A practical pilot checklist and next steps you can action immediately.
1) Quick overview
Goal: automatically extract ISO container IDs (and optional other text like seal numbers) from images/video and map each ID to a yard slot/time in your TOS/WMS. The OCR module converts images → text, then a validation & reconciliation step matches text to container manifest and assigns location.
Data sources:
Gate camera(s) (primary — capture front/rear door shots)
Yard mast or fixed cameras (for aisles / stack faces)
Drones / mast cameras (for top/side of stacks)
Handheld devices for audits (worker with mobile app)
Primary constraints: varied lighting, angled views, rust/fading, dirt, occlusion, motion blur.
2) End-to-end pipeline (recommended architecture)
Capture
Triggered capture at gate (ANPR-style), or periodic capture from mast/drone.
Use short burst (3 frames) to reduce motion blur & allow best-frame selection.
Preprocessing (per image / per frame)
De-noise (bilateral or non-local means).
Contrast enhancement (CLAHE).
Perspective correction (if signboard plane can be estimated).
Adaptive thresholding for low-contrast plates.
Multi-frame stacking (if available) or select best frame via sharpness score.
Detection (text region detection)
Use an object detector to find container ID regions (door area, side panels).
Models: YOLOv8/YOLOv5, PP-YOLO, or CRAFT/DBNet for text boxes.
Output: bounding boxes (and rotated boxes) for candidate text.
Recognition (text recognition)
Crop detected regions, resize maintaining aspect, feed to recognizer.
Models: CRNN, Convolutional-CTC, or Transformer-based (TrOCR / Vision Transformer OCR).
Use lexicon constraints (only ISO container charset) to improve accuracy.
Postprocessing & validation
Normalize text: remove whitespace, replace ambiguous chars (0 ↔ O, 1 ↔ I/L).
Regex match for ISO pattern (4 letters + 6 digits + check digit).
Confidence scoring: combine detector + recognizer confidence; require threshold.
Optional check-digit validation (ISO 6346) to discount misreads. (If you want I can provide implementation code for check digit validation.)
Reconciliation & integration
Match OCR result to TOS manifest (exact or fuzzy match within confidence).
If unmatched, route to human-in-loop review (dashboard with image + suggested text).
Write final result (container ID, timestamp, geo/slot) to TOS/WMS and yard map.
Audit & feedback loop
Store false/low-confidence cases to retrain / fine-tune model.

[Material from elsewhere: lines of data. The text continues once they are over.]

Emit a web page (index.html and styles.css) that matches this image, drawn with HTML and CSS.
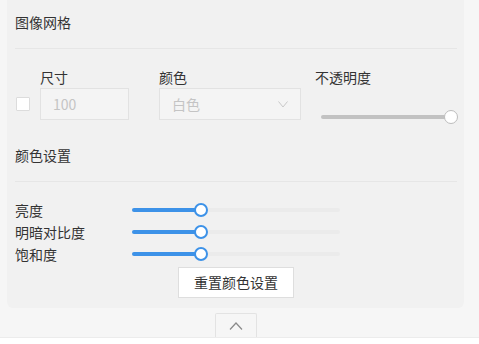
FILE: index.html
```html
<!DOCTYPE html>
<html lang="zh-CN">
<head>
<meta charset="utf-8">
<link rel="stylesheet" href="styles.css">
</head>
<body>
<div class="outer">
  <div class="panel">
    <div class="title">图像网格</div>
    <div class="divider"></div>
    <div class="grid-row">
      <div class="col col-check">
        <span class="checkbox"></span>
      </div>
      <div class="col col-size">
        <div class="label">尺寸</div>
        <div class="input">100</div>
      </div>
      <div class="col col-color">
        <div class="label">颜色</div>
        <div class="input select">
          <span>白色</span>
          <svg class="chev" width="10" height="7" viewBox="0 0 10 7"><polyline points="0.5,0.5 5,6 9.5,0.5" fill="none" stroke="#c8c8c8" stroke-width="1"/></svg>
        </div>
      </div>
      <div class="col col-opacity">
        <div class="label">不透明度</div>
        <div class="op-slider">
          <div class="op-track"></div>
          <div class="op-thumb"></div>
        </div>
      </div>
    </div>
    <div class="title title2">颜色设置</div>
    <div class="divider"></div>
    <div class="rows">
      <div class="srow">
        <div class="slabel">亮度</div>
        <div class="slider"><div class="fill" style="width:69px"></div><div class="thumb"></div></div>
      </div>
      <div class="srow">
        <div class="slabel">明暗对比度</div>
        <div class="slider"><div class="fill" style="width:69px"></div><div class="thumb"></div></div>
      </div>
      <div class="srow">
        <div class="slabel">饱和度</div>
        <div class="slider"><div class="fill" style="width:69px"></div><div class="thumb"></div></div>
      </div>
    </div>
    <div class="btn-wrap"><div class="btn">重置颜色设置</div></div>
  </div>
  <div class="collapse-wrap">
    <div class="collapse">
      <svg width="14" height="8" viewBox="0 0 14 8"><polyline points="1,7.5 7,1 13,7.5" fill="none" stroke="#8a8a8a" stroke-width="1.2"/></svg>
    </div>
  </div>
</div>
</body>
</html>
```

FILE: styles.css
```css
html, body {
  margin: 0;
  padding: 0;
  background: #ffffff;
}
body {
  font-family: "Noto Sans CJK SC", "Microsoft YaHei", sans-serif;
  font-size: 14px;
  color: #333333;
}
.outer {
  width: 479px;
  height: 338px;
  background: #f6f6f6;
  border-bottom: 1px solid #ececec;
  box-sizing: border-box;
  overflow: hidden;
}
.panel {
  margin-left: 7px;
  width: 457px;
  height: 308px;
  box-sizing: border-box;
  padding: 12px 7px 0 8px;
  background: #f1f1f1;
  border-radius: 0 0 6px 6px;
  display: flex;
  flex-direction: column;
}
.title {
  height: 20px;
  line-height: 20px;
  color: #333;
}
.title2 {
  margin-top: 21px;
}
.divider {
  margin-top: 16px;
  height: 1px;
  background: #e6e6e6;
}
.grid-row {
  display: flex;
  margin-top: 18px;
  align-items: flex-start;
}
.col {
  display: flex;
  flex-direction: column;
}
.label {
  height: 20px;
  line-height: 20px;
  margin-bottom: 1px;
}
.col-check {
  width: 25px;
  height: 53px;
  justify-content: flex-end;
}
.checkbox {
  display: block;
  margin-left: 1px;
  margin-bottom: 9px;
  width: 14px;
  height: 14px;
  box-sizing: border-box;
  background: #ffffff;
  border: 1px solid #dcdcdc;
  border-radius: 1px;
}
.col-size {
  width: 89px;
  margin-right: 30px;
}
.input {
  height: 32px;
  box-sizing: border-box;
  border: 1px solid #e2e2e2;
  background: #f4f4f4;
  color: #c4c4c4;
  line-height: 30px;
  padding-left: 12px;
  font-size: 14px;
}
.col-color {
  width: 142px;
  margin-right: 14px;
}
.select {
  display: flex;
  align-items: center;
  justify-content: space-between;
  padding-right: 12px;
}
.chev {
  display: block;
}
.col-opacity {
  width: 142px;
}
.op-slider {
  position: relative;
  margin-top: 22px;
  margin-left: 6px;
  width: 137px;
  height: 14px;
}
.op-track {
  position: absolute;
  left: 0;
  top: 5px;
  width: 130px;
  height: 4px;
  border-radius: 2px;
  background: #c2c2c2;
}
.op-thumb {
  position: absolute;
  left: 123px;
  top: 0;
  width: 14px;
  height: 14px;
  box-sizing: border-box;
  border-radius: 50%;
  background: #ffffff;
  border: 1.5px solid #bdbdbd;
}
.rows {
  margin-top: 17px;
  display: flex;
  flex-direction: column;
}
.srow {
  height: 22px;
  display: flex;
  align-items: center;
}
.slabel {
  width: 117px;
  line-height: 20px;
}
.slider {
  position: relative;
  width: 208px;
  height: 4px;
  border-radius: 2px;
  background: #ebebeb;
}
.fill {
  height: 4px;
  border-radius: 2px;
  background: #3d92e8;
}
.thumb {
  position: absolute;
  left: 62px;
  top: -5px;
  width: 14px;
  height: 14px;
  box-sizing: border-box;
  border-radius: 50%;
  background: #ffffff;
  border: 2px solid #3d92e8;
}
.btn-wrap {
  margin-top: 2px;
  display: flex;
  justify-content: center;
}
.btn {
  width: 116px;
  height: 31px;
  box-sizing: border-box;
  background: #ffffff;
  border: 1px solid #dedede;
  line-height: 29px;
  text-align: center;
  color: #333;
}
.collapse-wrap {
  margin-left: 7px;
  width: 457px;
  display: flex;
  justify-content: center;
  padding-top: 5px;
}
.collapse {
  width: 42px;
  height: 25px;
  box-sizing: border-box;
  border: 1px solid #e3e3e3;
  border-bottom: none;
  background: #f6f6f6;
  display: flex;
  align-items: center;
  justify-content: center;
  border-radius: 2px 2px 0 0;
}
.collapse svg {
  display: block;
}
```
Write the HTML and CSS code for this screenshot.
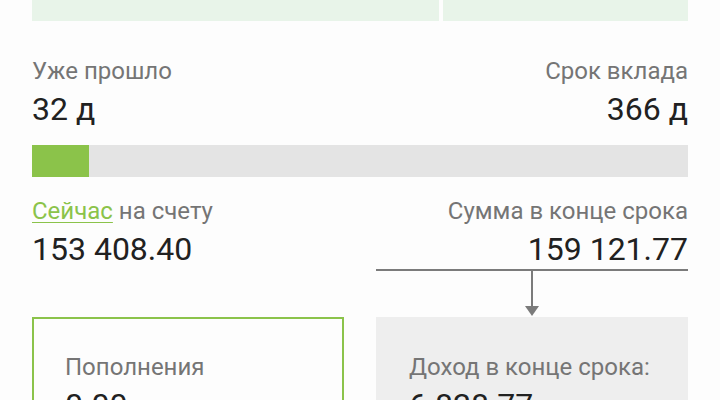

Periodic model re-training with new yard images (seasonal/weathering changes).
3) Model & implementation recommendations
Detection
Start with a modern lightweight detector: YOLOv8n/YOLOv8s or Detectron2 text head.
If text regions are small / rotated, use DBNet / CRAFT for more robust text boxes.
Recognition
Two practical options:
CRNN + CTC (fast, reliable) — good starting point.
Transformer-based recognizer (TrOCR / Vision Transformer) — higher accuracy on difficult images, more compute.
Use a character whitelist: uppercase A–Z and digits 0–9 (plus allowed separators if any). Enforce ISO-format at decode time.
Architectures for production
Edge inference: Raspberry Pi + Coral/Jetson for gate cameras is feasible for low-latency. Use quantized YOLO + small CRNN.
Hybrid: edge prefilter (detect candidate regions) → send crops to central GPU server for recognition / validation. This reduces bandwidth and improves reliability.
Drone Technology
Drones (UAVs) fly over the yard, scanning stacked containers to capture ID numbers, positions, and status. This enables real-time visibility even in multi-tier stacks where RFID/OCR at ground level may miss units.Key Components.
1. Drone Hardware
Industrial drones (quadcopters or VTOL) with:
High-resolution camera (≥20 MP) for OCR of container IDs.
Thermal/IR option (for night ops or detecting reefer failures).
RTK-GPS or onboard SLAM for precise positioning (<10 cm).
Obstacle avoidance (LiDAR/ultrasonic sensors) to avoid cranes/stacks.
Flight time: 20–40 mins per battery (swap or tethered drone for continuous ops).
2. Payload Sensors
Optical camera for OCR of container numbers on doors & sides.
RFID/Beacon reader (optional) to detect UHF passive/active tags.
3D LiDAR/Photogrammetry to map stack heights and placement.
3. Software & Processing
OCR/AI Model:
Trained on container number fonts, weathered paint, angles.
Works from aerial side/top views.
Yard Mapping Engine:
Converts drone flight data into slot locations (mapped to yard grid).
Integrates with TOS (Terminal Operating System).
Digital Twin Dashboard:
Real-time yard view: stack heights, occupied slots, empty slots.
Historical playback (container movement timeline).
4. Flight Operations
Pre-planned grid flight paths (autonomous, geofenced to yard boundary).
Height profiles: 20–50 m altitude; lower passes (10–15 m) for OCR scans.
Frequency: 1–2 passes/day for inventory; on-demand for audits.
🔹 Workflow
Flight Planning
Drone follows waypoints to cover yard zones (Import, Export, Empty).Data Capture
Images & video of stacked containers.
RFID/Beacon pinging if tags installed.
Processing
Onboard AI (edge computing) or upload to server/cloud.
OCR extracts container IDs (ISO 6346 format).
Location assigned via RTK-GPS grid mapping.
Integration
Data sent to Yard Management/TOS.
Dashboard shows container ID, slot, stack level, timestamp.
🔹 Benefits
Covers stacks 3–5 high (where ground readers fail).
Fast inventory: scanned in ~10–15 minutes.
Reduces manpower & errors vs manual survey.
Detect anomalies: misplaced containers, damaged units, reefer alerts.